Cheguei ao livro com expectativas elevadas, por tudo
que tinha lido e ouvido acerca do mesmo. Isso costuma ser uma desvantagem à
partida – mas nem sempre. Encanita-me também a questão de originalidade,
amplamente propalada neste caso – é que, bem vistas a coisas, esta é tão rara,
como inconsequente: como costuma dizer um conhecido livreiro da praça “se não conheces
é novidade”. Talvez devido a estes preâmbulos, foi uma leitura um bocado
irritante. Acho que, não sendo um mau livro, falha de muitas maneiras e a execução
está bem a abaixo das pretensões.
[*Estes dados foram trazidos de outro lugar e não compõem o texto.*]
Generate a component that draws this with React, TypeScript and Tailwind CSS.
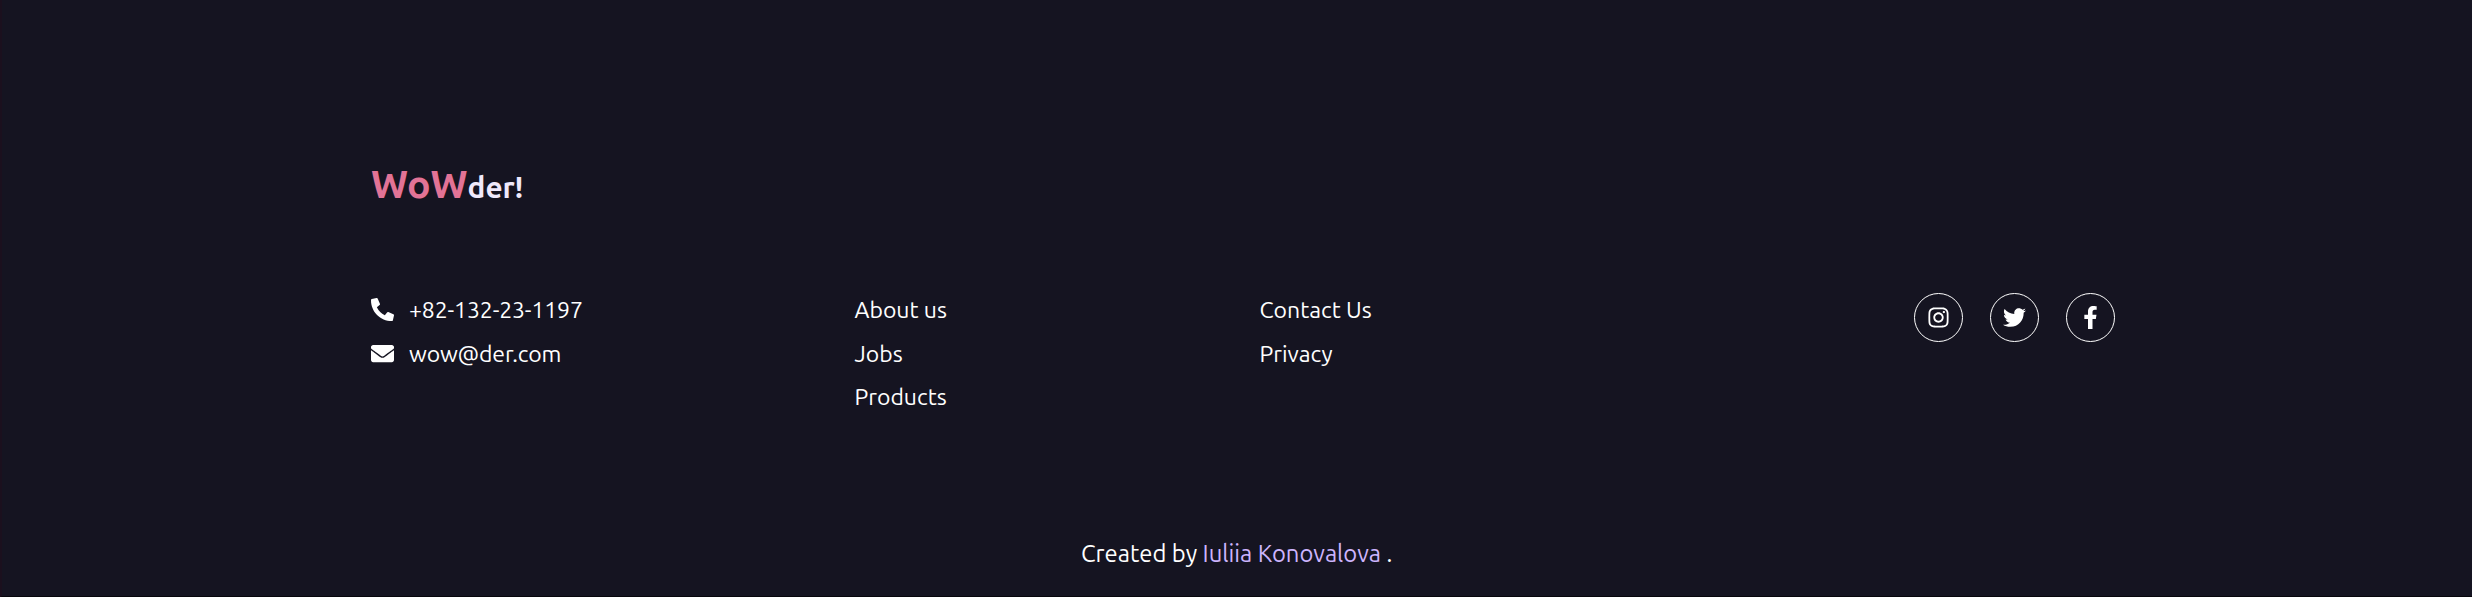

O problema não é tanto a deriva em que a
autora nos conduz, mas sim chegarmos ao fim de mãos vazias, sem um único
escolho que nos salve, ou sequer a marca de uma traulitada. Na sua raiz, a
história é fraca, nada é aprofundado, e a linguagem não é suficientemente
excitante para suportar as faltas anteriores. A tentativa de se afastar de uma perspetiva
antropocêntrica é, por vezes, de uma ingenuidade imberbe, que derrota o seu propósito
(os episódios do cão e urso são exasperantes). Portanto, depois de umas voltas
nesta máquina de lavar narrativa, aterramos com a ligeira sessão de viagem, mas
perfeitamente no mesmo sítio.
Esta opinião vale o que vale, mas entre tantas opiniões cinco estrelas, talvez adicione um bocadinho de tempero.